Wie in "Esmas Geheimnis" verkörpert Leon Lucev auch in der Rolle des Amar einen von Zweifeln und Schuld Getriebenen, das Gegenbild eines brutalen He-Man. Schuld am Krieg, am Schmerz und an den Verlusten trügen die bosnischen Muslime selbst, weil sie sich nicht an die Gesetze Allahs gehalten hätten, schreit er einmal bei einem Familienstreit seinen Komplex aus sich heraus. Lunas Anschauungen sind andere, sie spiegeln das Selbstbewusstsein muslimischer Frauen, wie es ihre Großmutter (Marija Köhn) und ihre Freundin, die Fernsehmoderatorin Selja (Nina Violic), verkörpern. Nach der Ermordung ihrer Mutter wurde Luna von der Großmutter-Matriarchin in Sarajevo erzogen. Mit ihrer Freundin, die sie damals um den Bonus des Flüchtlingskindes sogar beneidete, fährt sie in einer Episode des Films in ihr Heimatdorf. Dort besucht Luna das unter Zwang verkaufte Haus der Familie.

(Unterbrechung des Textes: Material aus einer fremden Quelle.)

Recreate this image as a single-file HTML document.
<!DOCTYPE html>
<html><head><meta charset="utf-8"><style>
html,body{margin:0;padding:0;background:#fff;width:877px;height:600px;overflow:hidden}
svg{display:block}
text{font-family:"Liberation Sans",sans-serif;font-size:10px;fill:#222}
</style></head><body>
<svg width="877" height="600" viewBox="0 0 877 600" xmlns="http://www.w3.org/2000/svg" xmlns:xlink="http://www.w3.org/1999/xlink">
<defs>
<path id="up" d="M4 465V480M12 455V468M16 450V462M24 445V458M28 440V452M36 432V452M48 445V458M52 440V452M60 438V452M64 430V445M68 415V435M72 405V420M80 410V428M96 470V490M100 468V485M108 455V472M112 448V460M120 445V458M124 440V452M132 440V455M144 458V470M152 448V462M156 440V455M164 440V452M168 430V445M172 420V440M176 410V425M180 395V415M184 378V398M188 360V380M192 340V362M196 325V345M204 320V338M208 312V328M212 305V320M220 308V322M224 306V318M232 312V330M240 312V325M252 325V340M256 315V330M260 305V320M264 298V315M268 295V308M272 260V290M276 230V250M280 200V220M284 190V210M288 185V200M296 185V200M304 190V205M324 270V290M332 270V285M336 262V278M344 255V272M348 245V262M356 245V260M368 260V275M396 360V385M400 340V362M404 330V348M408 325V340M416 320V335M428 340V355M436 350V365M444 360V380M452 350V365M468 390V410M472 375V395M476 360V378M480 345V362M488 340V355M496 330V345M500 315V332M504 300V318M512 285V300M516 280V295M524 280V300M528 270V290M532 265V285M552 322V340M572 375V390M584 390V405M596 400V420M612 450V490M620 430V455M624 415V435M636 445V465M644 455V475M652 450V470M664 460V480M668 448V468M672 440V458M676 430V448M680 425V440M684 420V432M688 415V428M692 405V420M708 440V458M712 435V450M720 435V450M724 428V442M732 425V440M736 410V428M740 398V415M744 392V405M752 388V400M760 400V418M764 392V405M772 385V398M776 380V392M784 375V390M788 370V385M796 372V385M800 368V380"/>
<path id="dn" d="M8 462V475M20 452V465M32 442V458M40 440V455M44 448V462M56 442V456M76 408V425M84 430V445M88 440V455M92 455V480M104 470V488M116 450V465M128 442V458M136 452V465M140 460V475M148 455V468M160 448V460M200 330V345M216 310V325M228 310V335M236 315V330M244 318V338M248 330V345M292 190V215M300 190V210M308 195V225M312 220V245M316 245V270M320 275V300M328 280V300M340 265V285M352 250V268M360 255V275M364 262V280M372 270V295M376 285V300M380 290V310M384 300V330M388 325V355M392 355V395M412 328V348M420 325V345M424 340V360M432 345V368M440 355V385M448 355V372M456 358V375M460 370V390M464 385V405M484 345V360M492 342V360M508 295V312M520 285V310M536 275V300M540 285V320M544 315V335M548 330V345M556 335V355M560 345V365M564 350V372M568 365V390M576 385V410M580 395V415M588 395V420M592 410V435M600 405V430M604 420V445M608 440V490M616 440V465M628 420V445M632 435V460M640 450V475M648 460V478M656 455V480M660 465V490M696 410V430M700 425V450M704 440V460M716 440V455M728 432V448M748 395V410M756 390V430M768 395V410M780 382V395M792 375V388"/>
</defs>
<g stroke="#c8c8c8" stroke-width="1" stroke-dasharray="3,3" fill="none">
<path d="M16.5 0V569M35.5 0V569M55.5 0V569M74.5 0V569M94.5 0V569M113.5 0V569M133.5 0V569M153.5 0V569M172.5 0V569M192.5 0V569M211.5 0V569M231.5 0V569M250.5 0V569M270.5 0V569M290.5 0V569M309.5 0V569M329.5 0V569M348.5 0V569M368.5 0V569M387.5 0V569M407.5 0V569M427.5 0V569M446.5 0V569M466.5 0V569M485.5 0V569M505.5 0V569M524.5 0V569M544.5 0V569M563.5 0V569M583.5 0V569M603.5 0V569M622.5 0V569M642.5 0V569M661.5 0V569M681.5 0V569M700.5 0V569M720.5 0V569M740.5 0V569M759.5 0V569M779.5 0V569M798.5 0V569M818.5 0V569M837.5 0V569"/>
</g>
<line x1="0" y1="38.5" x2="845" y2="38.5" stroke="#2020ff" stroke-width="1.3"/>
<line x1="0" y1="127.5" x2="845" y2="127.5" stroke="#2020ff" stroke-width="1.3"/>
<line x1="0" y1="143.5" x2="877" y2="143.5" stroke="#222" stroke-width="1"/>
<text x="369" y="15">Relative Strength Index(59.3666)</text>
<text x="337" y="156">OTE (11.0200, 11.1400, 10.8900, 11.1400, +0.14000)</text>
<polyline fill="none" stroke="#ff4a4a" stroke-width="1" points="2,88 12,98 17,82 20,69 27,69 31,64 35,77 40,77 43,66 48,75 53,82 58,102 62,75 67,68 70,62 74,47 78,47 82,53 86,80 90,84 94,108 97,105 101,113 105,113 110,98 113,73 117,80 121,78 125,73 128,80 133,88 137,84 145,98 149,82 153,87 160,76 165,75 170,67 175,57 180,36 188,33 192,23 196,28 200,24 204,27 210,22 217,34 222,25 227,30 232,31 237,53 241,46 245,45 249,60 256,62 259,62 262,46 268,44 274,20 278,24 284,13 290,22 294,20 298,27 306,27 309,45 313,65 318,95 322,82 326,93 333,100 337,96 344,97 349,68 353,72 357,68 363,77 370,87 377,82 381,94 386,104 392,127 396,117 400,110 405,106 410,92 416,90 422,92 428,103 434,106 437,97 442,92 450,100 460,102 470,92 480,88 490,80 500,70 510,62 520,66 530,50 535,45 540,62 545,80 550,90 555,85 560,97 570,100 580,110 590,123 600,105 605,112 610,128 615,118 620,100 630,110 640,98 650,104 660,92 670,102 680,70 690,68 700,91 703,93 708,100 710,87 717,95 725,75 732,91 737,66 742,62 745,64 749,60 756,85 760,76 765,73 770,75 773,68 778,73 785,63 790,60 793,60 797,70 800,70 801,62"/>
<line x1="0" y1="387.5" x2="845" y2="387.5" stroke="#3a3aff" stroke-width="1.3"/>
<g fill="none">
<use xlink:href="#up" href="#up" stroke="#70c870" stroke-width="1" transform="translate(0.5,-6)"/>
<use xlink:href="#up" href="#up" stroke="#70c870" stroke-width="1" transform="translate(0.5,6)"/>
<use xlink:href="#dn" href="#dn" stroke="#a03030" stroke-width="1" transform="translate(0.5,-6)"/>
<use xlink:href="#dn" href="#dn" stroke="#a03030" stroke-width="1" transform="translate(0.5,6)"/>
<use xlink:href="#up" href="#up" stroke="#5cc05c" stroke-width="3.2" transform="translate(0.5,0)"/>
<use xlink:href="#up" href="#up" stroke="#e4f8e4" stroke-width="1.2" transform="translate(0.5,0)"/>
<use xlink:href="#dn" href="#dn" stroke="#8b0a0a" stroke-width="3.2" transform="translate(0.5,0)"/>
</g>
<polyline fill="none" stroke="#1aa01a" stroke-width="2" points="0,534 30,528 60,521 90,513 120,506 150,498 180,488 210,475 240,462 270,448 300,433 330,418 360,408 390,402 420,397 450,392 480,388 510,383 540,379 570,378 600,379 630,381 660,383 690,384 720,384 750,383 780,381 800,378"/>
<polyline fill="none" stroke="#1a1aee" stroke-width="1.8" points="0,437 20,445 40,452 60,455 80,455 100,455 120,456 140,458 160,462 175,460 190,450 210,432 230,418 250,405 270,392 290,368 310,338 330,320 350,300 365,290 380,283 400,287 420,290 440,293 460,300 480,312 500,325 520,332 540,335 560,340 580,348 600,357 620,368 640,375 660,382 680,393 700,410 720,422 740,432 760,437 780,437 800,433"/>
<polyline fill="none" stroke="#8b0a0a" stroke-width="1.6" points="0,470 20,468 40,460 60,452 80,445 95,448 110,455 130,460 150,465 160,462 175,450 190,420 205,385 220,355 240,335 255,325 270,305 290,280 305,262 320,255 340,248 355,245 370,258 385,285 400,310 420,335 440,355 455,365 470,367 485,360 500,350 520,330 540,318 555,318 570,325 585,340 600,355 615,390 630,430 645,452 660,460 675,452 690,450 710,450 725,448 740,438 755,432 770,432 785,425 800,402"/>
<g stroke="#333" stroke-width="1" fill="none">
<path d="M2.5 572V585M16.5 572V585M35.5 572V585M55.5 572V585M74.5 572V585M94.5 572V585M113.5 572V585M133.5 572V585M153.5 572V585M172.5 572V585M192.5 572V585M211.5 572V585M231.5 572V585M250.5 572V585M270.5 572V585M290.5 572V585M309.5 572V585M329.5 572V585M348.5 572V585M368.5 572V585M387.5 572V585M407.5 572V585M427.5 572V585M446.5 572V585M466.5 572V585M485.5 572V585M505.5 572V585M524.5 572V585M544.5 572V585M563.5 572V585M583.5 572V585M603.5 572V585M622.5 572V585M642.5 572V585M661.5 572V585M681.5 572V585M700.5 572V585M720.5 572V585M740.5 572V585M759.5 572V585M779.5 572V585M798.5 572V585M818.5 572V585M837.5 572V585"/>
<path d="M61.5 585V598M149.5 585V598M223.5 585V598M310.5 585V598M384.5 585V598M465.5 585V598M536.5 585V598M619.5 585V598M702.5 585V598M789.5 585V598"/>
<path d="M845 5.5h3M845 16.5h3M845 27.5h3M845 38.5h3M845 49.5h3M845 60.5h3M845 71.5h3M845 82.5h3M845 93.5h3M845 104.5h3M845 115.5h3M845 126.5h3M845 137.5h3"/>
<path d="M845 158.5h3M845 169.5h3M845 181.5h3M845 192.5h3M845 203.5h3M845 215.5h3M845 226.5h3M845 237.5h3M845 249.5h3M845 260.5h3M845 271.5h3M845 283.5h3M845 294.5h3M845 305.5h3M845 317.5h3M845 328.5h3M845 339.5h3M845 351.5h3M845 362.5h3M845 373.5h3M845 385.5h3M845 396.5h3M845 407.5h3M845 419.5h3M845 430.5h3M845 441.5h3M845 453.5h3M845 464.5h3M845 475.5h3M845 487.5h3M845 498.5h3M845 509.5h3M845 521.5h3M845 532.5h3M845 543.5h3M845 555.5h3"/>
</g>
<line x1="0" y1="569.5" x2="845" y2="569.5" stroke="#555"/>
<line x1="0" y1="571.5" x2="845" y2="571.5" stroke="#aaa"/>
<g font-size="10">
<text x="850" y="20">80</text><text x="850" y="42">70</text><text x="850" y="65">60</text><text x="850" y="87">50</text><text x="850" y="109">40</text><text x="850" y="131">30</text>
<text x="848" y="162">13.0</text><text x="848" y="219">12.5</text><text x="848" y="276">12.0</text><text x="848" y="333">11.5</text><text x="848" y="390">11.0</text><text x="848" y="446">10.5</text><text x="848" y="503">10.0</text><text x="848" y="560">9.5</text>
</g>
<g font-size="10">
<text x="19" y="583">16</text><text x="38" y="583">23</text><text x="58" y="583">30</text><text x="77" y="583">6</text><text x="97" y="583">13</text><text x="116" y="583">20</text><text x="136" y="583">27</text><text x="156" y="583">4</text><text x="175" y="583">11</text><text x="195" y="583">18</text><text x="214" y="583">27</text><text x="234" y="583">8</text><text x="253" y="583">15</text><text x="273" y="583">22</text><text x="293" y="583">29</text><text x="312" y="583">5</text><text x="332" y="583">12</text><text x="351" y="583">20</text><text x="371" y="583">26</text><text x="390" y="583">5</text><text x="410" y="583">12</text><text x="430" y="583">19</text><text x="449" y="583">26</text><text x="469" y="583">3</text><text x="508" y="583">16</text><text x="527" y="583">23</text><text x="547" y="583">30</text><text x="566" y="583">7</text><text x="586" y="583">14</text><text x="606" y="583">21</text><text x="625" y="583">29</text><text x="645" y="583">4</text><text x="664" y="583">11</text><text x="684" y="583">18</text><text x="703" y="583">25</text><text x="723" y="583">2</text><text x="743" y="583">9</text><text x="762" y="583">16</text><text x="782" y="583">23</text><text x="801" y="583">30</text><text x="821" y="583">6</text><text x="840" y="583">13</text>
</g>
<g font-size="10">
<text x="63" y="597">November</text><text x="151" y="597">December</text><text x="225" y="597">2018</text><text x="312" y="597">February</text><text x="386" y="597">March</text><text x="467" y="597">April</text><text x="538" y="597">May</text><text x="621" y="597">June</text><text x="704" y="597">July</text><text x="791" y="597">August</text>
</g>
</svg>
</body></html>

Diesen differenziert gezeichneten muslimischen Frauen, die für die moderne Eigenständigkeit gerüstet sind, stellt Jasmila Zbanic jene Frauen gegenüber, die nach den Regeln der Wahhabiten leben. Sie pauken im Zeltlager am See Koransuren. Sie verweigern ihrem Gast das Gespräch, als Luna ihren Mann dort besuchen will und von ihm ferngehalten wird. Das Misstrauen lässt die in die geschlossene Welt eingedrungene junge Frau nicht mehr los. Nada (Mirjana Karanovic), die im Frauenbezirk ihr volles rotes Haar unter dem Nikab hervorholt und auf der Autofahrt gern aggressiv überholt, erklärt Luna den Grund ihrer Anpassung: Amars Freund Bahrija habe sie, eine Kriegswitwe, mit ihren drei Kindern zu sich genommen. Sie fügt hinzu: "Der Westen ruiniert das Frausein." Westliche Frauen seien "durch ihre Karriere versklavt" und könnten ihrer Bestimmung, Kinder für den Kampf zu gebären, nicht folgen.

Nada und ihre Tochter lösen am Ende einen Eklat zwischen den Liebenden aus. In der Moschee erkennt Luna trotz des Blickverbots ihren Mann, der als Trauzeuge einer nach der Scharia unerlaubten Zeremonie beiwohnt, in der Nadas minderjährige Tochter in einer Zweitehe mit Bahrija verheiratet wird. "Reinheit", wie Amar sie versteht, also Enthaltsamkeit bis zur muslimisch geschlossenen Ehe, die er für sich und seine Frau anstrebt, ist für Luna vor diesem Hintergrund purer Hohn.

"Zwischen uns das Paradies" endet indes nicht als religionssoziologische Deklamation. Jasmila Zbanic hat ein schönes Melodram der uneingelösten Gefühle gedreht. Luna erfährt, dass sie auf natürlichem Wege schwanger wurde. Wie in vielen Passagen des Films spiegelt sich auch der innere Tumult nach dieser Nachricht sehr zart in den introvertierten Zügen ihrer Protagonistin Zrinka Cvitesic wider.